The humble gravestone of the village churchyard is received as legal evidence of death,—it speaks a name, a date, and burial,—the Acropolis, as the tomb of Athens, can do no more, save that it is the record of a nation's downfall, and not a peasant's.
Sculpture can speak even of the Religious mind of the deceased,—bring it to memory, and instruct us as to the means whereby the departed attained his hope of Salvation,—it presents the transparent medium through which he gazed upon futurity, and believed in his approach to God: for the Cross or Crescent upon a tombstone, needs no other language to inform the passer-by, that the departed was a follower of Christ or Mahomet! If then the mind of a solitary corpse can, as it were again be vivified, by merely contemplating the sculptured emblem of the dead, and that from a single gravestone, may not entire nations be historically resuscitated, when the human eye and mind are brought to gaze upon, and investigate whole Cities of Ruins, with their sculptured Temples, Tombs, and Palaces? Yes! though they should be found amid the darkened forests of the Western Continent, where the panther and beasts of prey were thought alone to dwell. Yes! Palenque, Copan, Chiapas, and their muraled sisters, have historic voices for posterity from their "cities of the dead," the Pompeii and the Herculaneii of the Western Hemisphere,—yet more aged and venerable than even those victims of Vesuvius!
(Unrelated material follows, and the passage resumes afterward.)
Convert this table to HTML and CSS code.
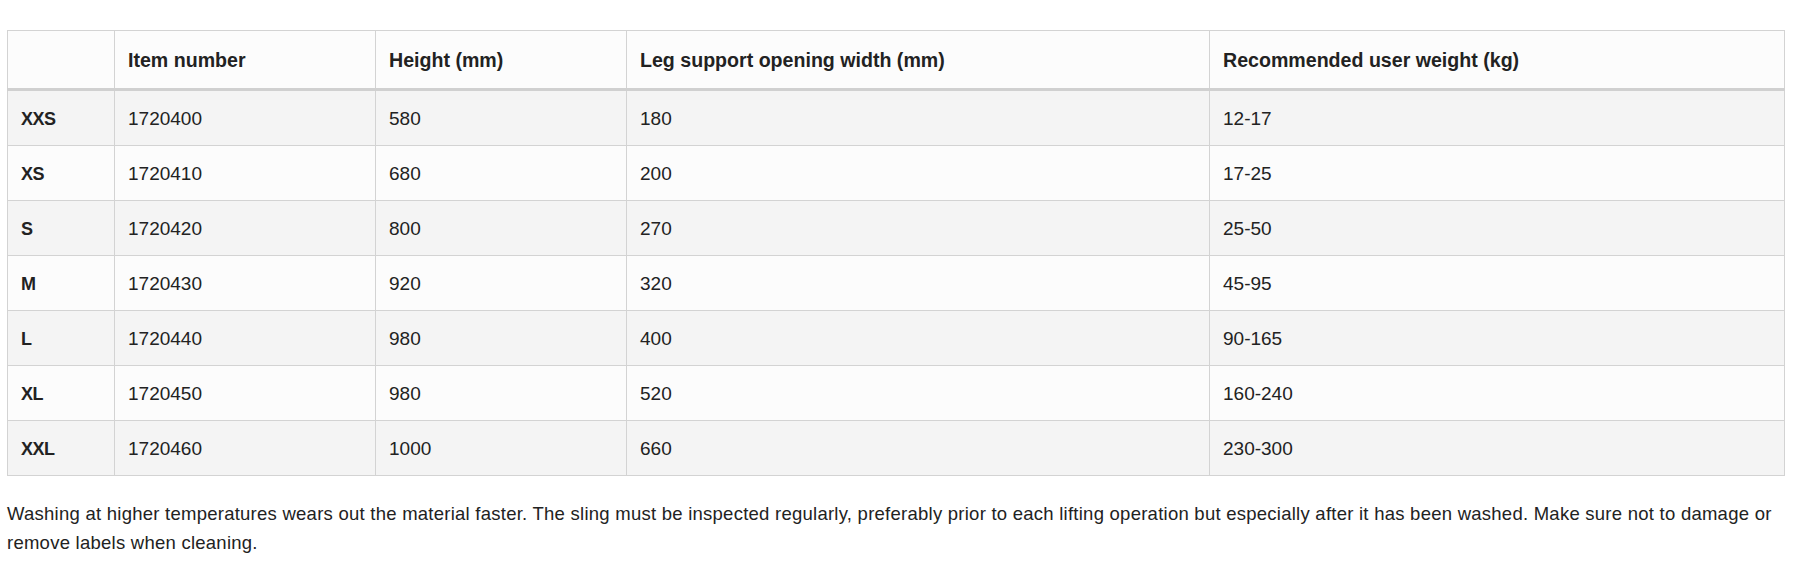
FILE: index.html
```html
<!DOCTYPE html>
<html lang="en">
<head>
<meta charset="utf-8">
<title>Sizes</title>
<link rel="stylesheet" href="styles.css">
</head>
<body>
<div class="page">
  <table class="sizes">
    <colgroup>
      <col class="c-size">
      <col class="c-item">
      <col class="c-height">
      <col class="c-leg">
      <col class="c-weight">
    </colgroup>
    <thead>
      <tr>
        <th></th>
        <th>Item number</th>
        <th>Height (mm)</th>
        <th>Leg support opening width (mm)</th>
        <th>Recommended user weight (kg)</th>
      </tr>
    </thead>
    <tbody>
      <tr><th>XXS</th><td>1720400</td><td>580</td><td>180</td><td>12-17</td></tr>
      <tr><th>XS</th><td>1720410</td><td>680</td><td>200</td><td>17-25</td></tr>
      <tr><th>S</th><td>1720420</td><td>800</td><td>270</td><td>25-50</td></tr>
      <tr><th>M</th><td>1720430</td><td>920</td><td>320</td><td>45-95</td></tr>
      <tr><th>L</th><td>1720440</td><td>980</td><td>400</td><td>90-165</td></tr>
      <tr><th>XL</th><td>1720450</td><td>980</td><td>520</td><td>160-240</td></tr>
      <tr><th>XXL</th><td>1720460</td><td>1000</td><td>660</td><td>230-300</td></tr>
    </tbody>
  </table>
  <p class="note">Washing at higher temperatures wears out the material faster. The sling must be inspected regularly, preferably prior to each lifting operation but especially after it has been washed. Make sure not to damage or remove labels when cleaning.</p>
</div>
</body>
</html>
```

FILE: styles.css
```css
html, body {
  margin: 0;
  padding: 0;
  background: #ffffff;
}

body {
  font-family: "Liberation Sans", Arial, sans-serif;
  color: #222222;
}

.page {
  padding: 30px 16px 0 7px;
}

.sizes {
  width: 1777px;
  border-collapse: collapse;
  table-layout: fixed;
  border: 1px solid #cfcfcf;
}

.c-size { width: 107px; }
.c-item { width: 261px; }
.c-height { width: 251px; }
.c-leg { width: 583px; }
.c-weight { width: 575px; }

.sizes th,
.sizes td {
  border: 1px solid #d3d3d3;
  text-align: left;
  padding: 2px 13px 0 13px;
  font-size: 19px;
  color: #222222;
}

.sizes thead th {
  height: 55px;
  background: #fcfcfc;
  font-weight: bold;
  font-size: 19.6px;
  border-bottom: 3px solid #d0d0d0;
}

.sizes tbody th,
.sizes tbody td {
  height: 52px;
}

.sizes tbody th {
  font-weight: bold;
  font-size: 18px;
  letter-spacing: -0.5px;
}

.sizes tbody tr:nth-child(odd) th,
.sizes tbody tr:nth-child(odd) td {
  background: #f4f4f4;
}

.sizes tbody tr:nth-child(even) th,
.sizes tbody tr:nth-child(even) td {
  background: #fcfcfc;
}

.note {
  margin: 23px 0 0 0;
  font-size: 18.5px;
  letter-spacing: 0.25px;
  line-height: 29px;
  color: #222222;
}
```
Architecture and Sculpture then claim the right to be received as undeniable evidences of historical record; and, as such, those two branches of the Fine Arts will be admitted by the reader in support, and in illustration of the Epoch now under investigation. Ictinus, Phidias, and Praxiteles,—Bramante, Jones, and Wren,—Canova, Chantrey, and Greenough, may justly be regarded as historians; for from the volumes of their art, events and æras can be traced and established.